Каторга - [54]

Шрифт
Интервал

Похвастаться, действительно, было чем: пароход был нагружен изумительно быстро.

- Но как же вы это сделали?

- Там человечек один есть, надзиратель, - удивительно, ловкий и дельный малый. Я ему дал красненькую, он и заставил каторжан приналечь. И в рабочие и не в рабочие часы грузили. Ведь от него все зависит. Тут на Сахалине все от надзирателей зависит.

Вот где была причина Владимирских "бунтов".

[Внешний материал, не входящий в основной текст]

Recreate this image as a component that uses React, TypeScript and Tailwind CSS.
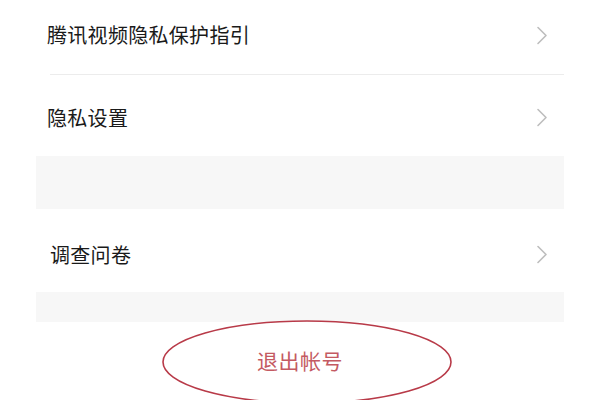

На том же Владимирском руднике интересен другой надзиратель, Кононбеков, из бывших каторжников. Он - кавказец, сослан за убийство в запальчивости, во время ссоры.

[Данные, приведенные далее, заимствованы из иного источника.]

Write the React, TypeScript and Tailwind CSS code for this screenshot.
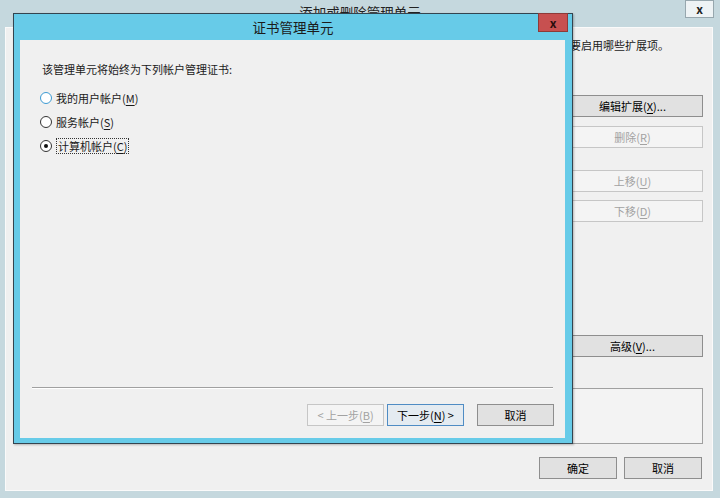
import React from "react";

const U = ({ children }: { children: React.ReactNode }) => (
  <span className="underline underline-offset-[2px]">{children}</span>
);

type BtnProps = {
  children: React.ReactNode;
  className?: string;
  variant?: "normal" | "disabled" | "default";
};

const Btn = ({ children, className = "", variant = "normal" }: BtnProps) => {
  const look =
    variant === "disabled"
      ? "border-[#c6c6c6] bg-[#f4f4f4] text-[#a2a2a2]"
      : variant === "default"
      ? "border-[#4f8cc4] bg-[#e4ebf1] text-black"
      : "border-[#8e8e8e] bg-[#e1e1e1] text-black";
  return (
    <button
      type="button"
      className={`h-[22px] flex items-center justify-center border text-[11px] leading-[14px] ${look} ${className}`}
    >
      {children}
    </button>
  );
};

const Radio = ({ checked = false, hover = false }: { checked?: boolean; hover?: boolean }) => (
  <span
    className={`w-[12px] h-[12px] rounded-full border bg-white flex items-center justify-center ${
      hover ? "border-[#3d9bd3]" : "border-[#333333]"
    }`}
  >
    {checked && <span className="w-[4px] h-[4px] rounded-full bg-[#111]" />}
  </span>
);

export default function App() {
  return (
    <div className="relative w-[720px] h-[498px] overflow-hidden bg-[#c5d8de] font-['Noto_Sans_CJK_SC',sans-serif] text-[11px] leading-[14px] text-[#1a1a1a]">
      {/* outer window: 添加或删除管理单元 */}
      <div className="relative h-[27px] flex items-center justify-center">
        <span className="-mt-[3px] text-[13.5px] text-[#222]">添加或删除管理单元</span>
        <div className="absolute right-[6px] top-0 w-[29px] h-[18px] border border-[#97a7ae] bg-[#eef3f5] flex items-center justify-center text-[12px] font-bold text-[#222]">
          x
        </div>
      </div>
      <div className="ml-[5px] mr-[7px] h-[464px] border border-[#fafafa] bg-[#f0f0f0] flex flex-col">
        <div className="pt-[10px] pr-[43px] flex justify-end">你可以配置要启用哪些扩展项。</div>
        <div className="flex">
          <div className="flex-1" />
          <div className="w-[141px] mr-[9px] flex flex-col">
            <Btn className="mt-[43px]">
              编辑扩展(<U>X</U>)...
            </Btn>
            <Btn className="mt-[9px]" variant="disabled">
              删除(<U>R</U>)
            </Btn>
            <Btn className="mt-[22px]" variant="disabled">
              上移(<U>U</U>)
            </Btn>
            <Btn className="mt-[8px]" variant="disabled">
              下移(<U>D</U>)
            </Btn>
            <Btn className="mt-[113px]">
              高级(<U>V</U>)...
            </Btn>
          </div>
        </div>
        <div className="mt-[31px] ml-[8px] mr-[9px] h-[56px] border border-[#a0a0a0] bg-[#f3f3f3]" />
        <div className="mt-[13px] mr-[10px] flex justify-end gap-[7px]">
          <Btn className="w-[78px]">确定</Btn>
          <Btn className="w-[78px]">取消</Btn>
        </div>
      </div>

      {/* modal dialog: 证书管理单元 */}
      <div className="absolute left-[13px] top-[13px] w-[560px] h-[431px] border border-[#34444f] bg-[#67cbe8] flex flex-col shadow-[1px_1px_2px_rgba(0,0,0,0.25)]">
        <div className="relative h-[26px] flex items-center justify-center">
          <span className="text-[13.5px] text-[#1b1b1b]">证书管理单元</span>
          <div className="absolute -top-[1px] right-[4px] w-[30px] h-[19px] border border-[#8e3a38] bg-[#c75050] flex items-center justify-center text-[12px] font-bold leading-none text-[#2a0c0c]">
            x
          </div>
        </div>
        <div className="flex-1 ml-[6px] mr-[7px] mb-[5px] bg-[#f0f0f0] flex flex-col">
          <div className="pt-[22px] pl-[22px]">该管理单元将始终为下列帐户管理证书:</div>
          <div className="mt-[10px] pl-[20px] flex flex-col">
            <label className="h-[24px] flex items-center gap-[4px]">
              <Radio hover />
              <span>
                我的用户帐户(<U>M</U>)
              </span>
            </label>
            <label className="h-[24px] flex items-center gap-[4px]">
              <Radio />
              <span>
                服务帐户(<U>S</U>)
              </span>
            </label>
            <label className="h-[24px] flex items-center gap-[4px]">
              <Radio checked />
              <span className="px-[1px] border border-dotted border-[#333]">
                计算机帐户(<U>C</U>)
              </span>
            </label>
          </div>
          <div className="flex-1" />
          <div className="mx-[12px] h-[2px] border-t border-[#a0a0a0] border-b border-b-white" />
          <div className="mt-[15px] mb-[12px] mr-[11px] flex justify-end">
            <Btn className="w-[77px]" variant="disabled">
              &lt; 上一步(<U>B</U>)
            </Btn>
            <Btn className="ml-[3px] w-[77px]" variant="default">
              下一步(<U>N</U>) &gt;
            </Btn>
            <Btn className="ml-[13px] w-[77px]">取消</Btn>
          </div>
        </div>
      </div>
    </div>
  );
}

- Пустая ссора была! - улыбаясь, говорит красавец Кононбеков. - Да я шибко горачий кровь имею.

На Сахалине он герой: он убил беглого каторжника Пащенка. За Пащенком числилось тридцать два убийства. Его побег из кандальной тюрьмы, с откованием от тачки, поверг в ужас весь Сахалин. Кононбеков его застрелил, и надо видеть, с каким наслаждением рассказывал Кононбеков, как он убивал. Как горят при этом его глаза.

- Шел вот тут, по горке. Ружье имел. Ходил, нет ли беглых? Я горкой иду, а внизу шу-шу-шу в кустах. Я приложился, - трах! Только вскрикнуло. Из кустов человек побег. Я думал, промах давал. Бросился в кусты, а там человек корчится. Как попал! Голову насквозь! А из него кровь, кровь, кровь...

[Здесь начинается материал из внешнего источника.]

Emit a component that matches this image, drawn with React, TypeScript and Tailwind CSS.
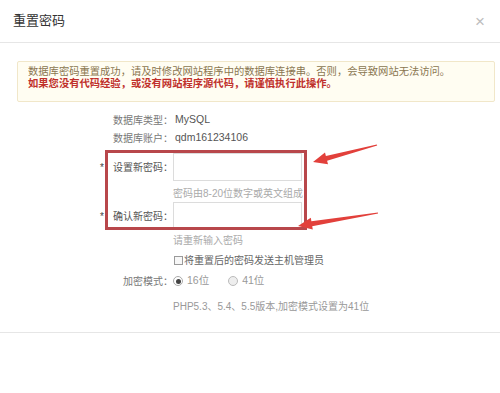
export default function App() {
    return (
        <div
            className="relative w-[500px] h-[393px] overflow-hidden bg-white text-[10px]"
            style={{ fontFamily: '"Liberation Sans", "Noto Sans CJK SC", sans-serif' }}
        >
            {/* Header */}
            <div className="h-[43px] flex items-center justify-between pl-[13px] pr-[15px] border-b border-[#e6e6e6]">
                <span className="text-[13px] text-[#333]">重置密码</span>
                <span className="text-[17px] leading-none text-[#bdbdbd]">×</span>
            </div>

            {/* Notice */}
            <div className="px-[17px] pt-[18px] pr-[5px]">
                <div className="h-[41px] border border-[#f1e7c9] bg-[#fffdf2] rounded-[2px] pl-[10px] pt-[4px] leading-[12px] text-[10.3px]">
                    <div className="text-[#8a7650]">
                        数据库密码重置成功，请及时修改网站程序中的数据库连接串。否则，会导致网站无法访问。
                    </div>
                    <div className="text-[#c0302b] font-bold">
                        如果您没有代码经验，或没有网站程序源代码，请谨慎执行此操作。
                    </div>
                </div>
            </div>

            {/* Form */}
            <div className="flex flex-col">
                <div className="mt-[9px] h-[18px] flex items-center">
                    <div className="w-[173px] text-right text-[#777]">数据库类型：</div>
                    <div className="ml-[2px] text-[#555] text-[10.5px]">MySQL</div>
                </div>
                <div className="h-[18px] flex items-center">
                    <div className="w-[173px] text-right text-[#777]">数据库账户：</div>
                    <div className="ml-[2px] text-[#555] text-[10.5px]">qdm161234106</div>
                </div>

                <div className="mt-[6px] h-[28px] flex items-center">
                    <div className="w-[173px] flex justify-end items-center text-[#555]">
                        <span className="mr-[9px] text-[#444]">*</span>
                        <span>设置新密码：</span>
                    </div>
                    <div className="w-[129px] h-[28px] border border-[#dcdcdc] bg-white"></div>
                </div>
                <div className="mt-[6px] h-[12px] flex items-center pl-[173px] text-[#aaa]">
                    密码由8-20位数字或英文组成
                </div>

                <div className="mt-[3px] h-[28px] flex items-center">
                    <div className="w-[173px] flex justify-end items-center text-[#555]">
                        <span className="mr-[9px] text-[#444]">*</span>
                        <span>确认新密码：</span>
                    </div>
                    <div className="w-[129px] h-[28px] border border-[#dcdcdc] bg-white"></div>
                </div>
                <div className="mt-[4px] h-[12px] flex items-center pl-[173px] text-[#aaa]">
                    请重新输入密码
                </div>

                <div className="mt-[8px] h-[12px] flex items-center pl-[174px]">
                    <span className="w-[9px] h-[9px] border border-[#9a9a9a] bg-[#f7f7f7]"></span>
                    <span className="ml-[1px] text-[#666]">将重置后的密码发送主机管理员</span>
                </div>

                <div className="mt-[9px] h-[12px] flex items-center">
                    <div className="w-[173px] text-right text-[#777]">加密模式：</div>
                    <span className="w-[10px] h-[10px] rounded-full border border-[#aaa] bg-white flex items-center justify-center">
                        <span className="w-[5px] h-[5px] rounded-full bg-[#444]"></span>
                    </span>
                    <span className="ml-[4px] text-[#999] text-[10.5px]">16位</span>
                    <span className="ml-[19px] w-[10px] h-[10px] rounded-full border border-[#bbb] bg-[#eee]"></span>
                    <span className="ml-[4px] text-[#999] text-[10.5px]">41位</span>
                </div>

                <div className="mt-[13px] h-[12px] flex items-center pl-[173px] text-[#999]">
                    PHP5.3、5.4、5.5版本,加密模式设置为41位
                </div>

                <div className="mt-[20px] border-t border-[#e6e6e6]"></div>
            </div>

            {/* Annotation: red frame */}
            <div className="absolute left-[105px] top-[150px] w-[202px] h-[80px] border-[3px] border-[#b8474b] pointer-events-none"></div>

            {/* Annotation: arrows */}
            <svg className="absolute left-0 top-0 pointer-events-none" width="500" height="393" viewBox="0 0 500 393">
                <polygon
                    fill="#e2403b"
                    points="313,162 328,164.2 327.1,160.8 377.2,145.6 376.8,144.4 325.9,156 325,152.6"
                />
                <polygon
                    fill="#e2403b"
                    points="298,226 312.8,229.6 312.2,226.2 378.1,213.6 377.9,212.4 311.4,221.2 310.8,217.8"
                />
            </svg>
        </div>
    );
}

Бежавший из кустов был товарищ Пащенка, Широколобов.

- Как же ты - так и стрелял без предупреждения? Ни слова не говоря?

- Зачем говорить? Прямо стрелял!

- И ты часто ходишь так?

- Каждый день хожу: нет ли беглых? Беглый - стрелять.

Словно на охоту.

Интересен уголок, в котором живет Кононбеков. Идеальной чистоты кровать. Над кроватью лубочные картины: охота на тигра, лев, раздирающий антилопу, сражение японцев с китайцами. Издали - одни красные пятна. Кровь на картинах так и льет ручьем.

- Покупал?

- Покупал. Самые мои любимые картины.

- О чем там толкует Кононбеков с арестантами? - спросил я как-то надзирателя, берущего по десять рублей за "скорую нагрузку".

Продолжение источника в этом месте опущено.